PTC Director of Government Affairs Dan Isett, who lobbies the Federal Communications Commission (FCC) on the PTC's behalf, testified that cable choice can still benefit cable programs, citing the series finale of HBO's The Sopranos that was the most-watched show on cable television on the week of its initial broadcast even though HBO was a "premium" cable network available only to subscribers who ordered it in addition to their standard cable packages. Also present during the news conference to celebrate the introduction of the bill were representatives from Concerned Women for America and Consumers Union. Alabama Congressman Robert Aderholt supports this bill.

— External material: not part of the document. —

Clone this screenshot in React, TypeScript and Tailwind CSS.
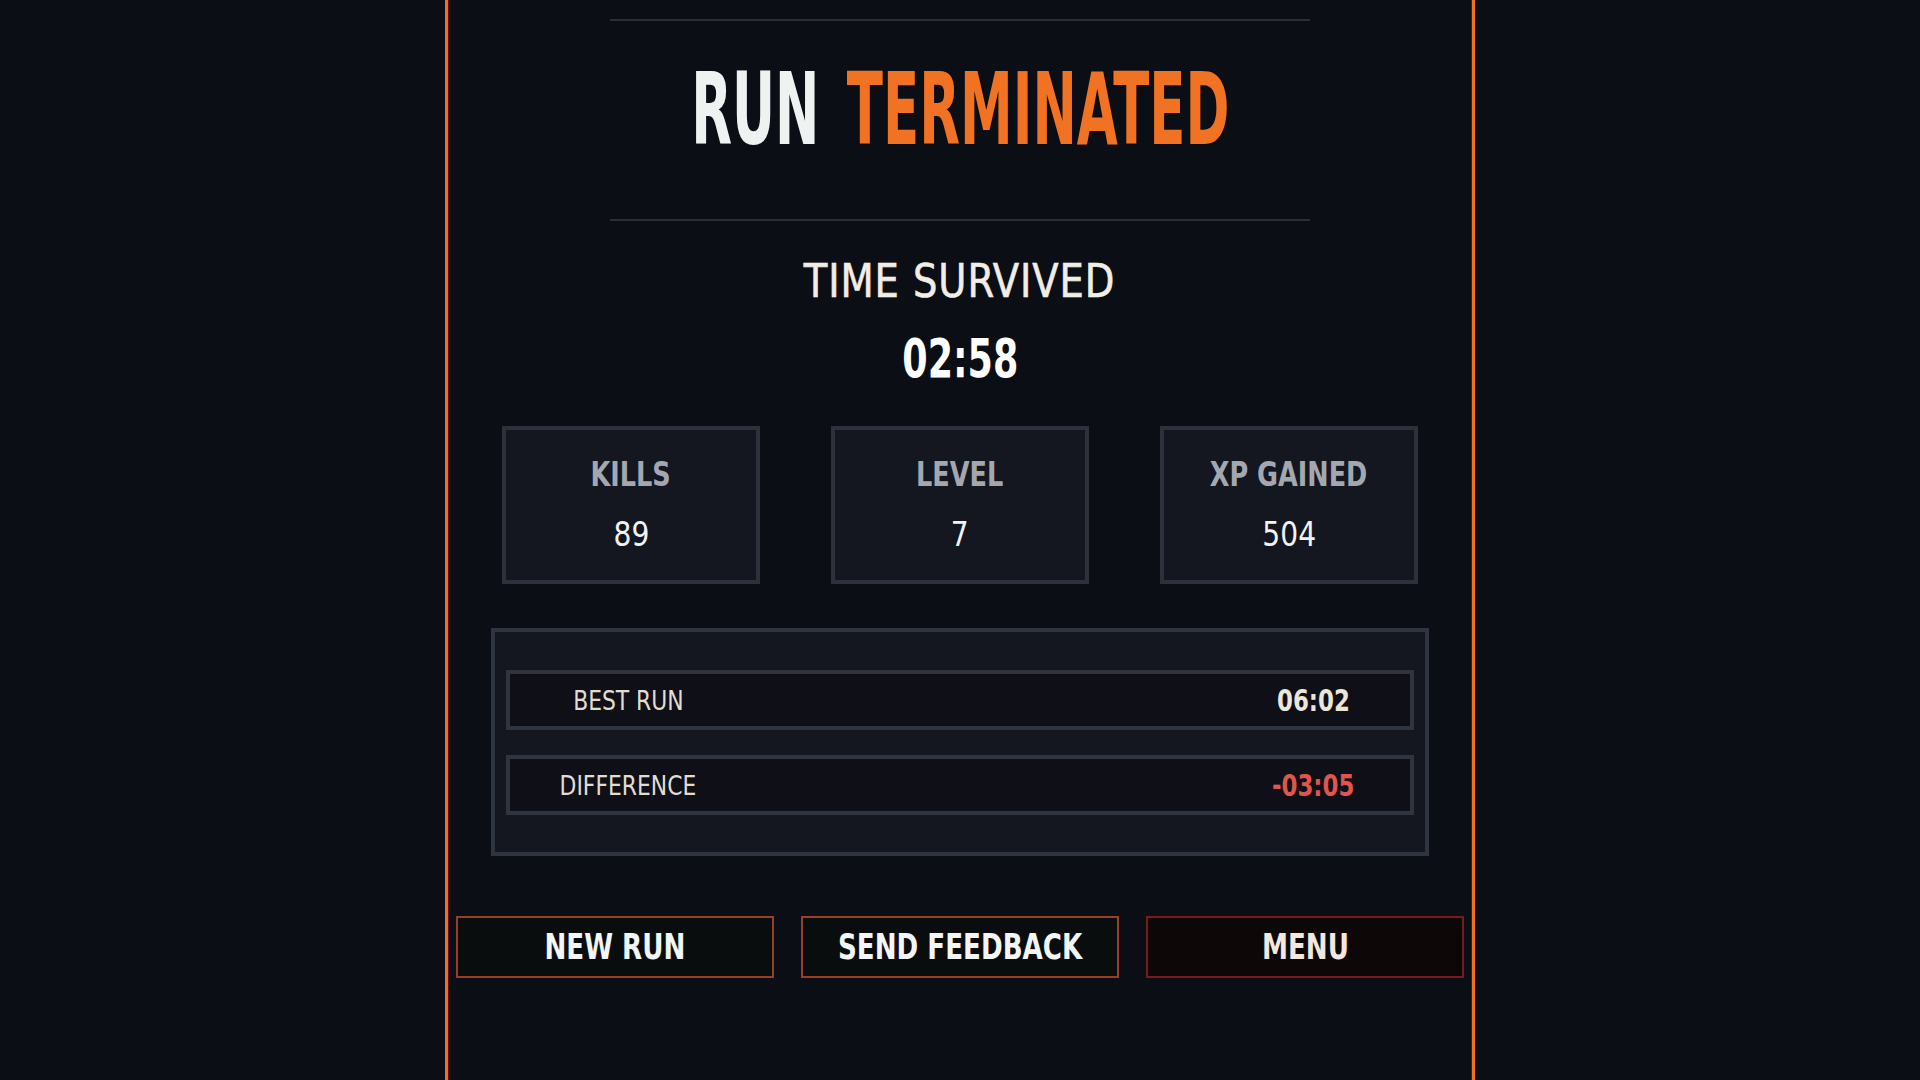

The part of the bill intending to apply the FCC's broadcast indecency standards to cable television - under the bill, no television station, regardless of broadcast or cable, may air indecent content during the day - has been questioned, given that parental controls including the V-Chip are readily available to most parents. Religious televangelists Jerry Falwell and Pat Robertson have also opposed the concept of cable choice from the very beginning because they felt that viewership for their cable programs would decline.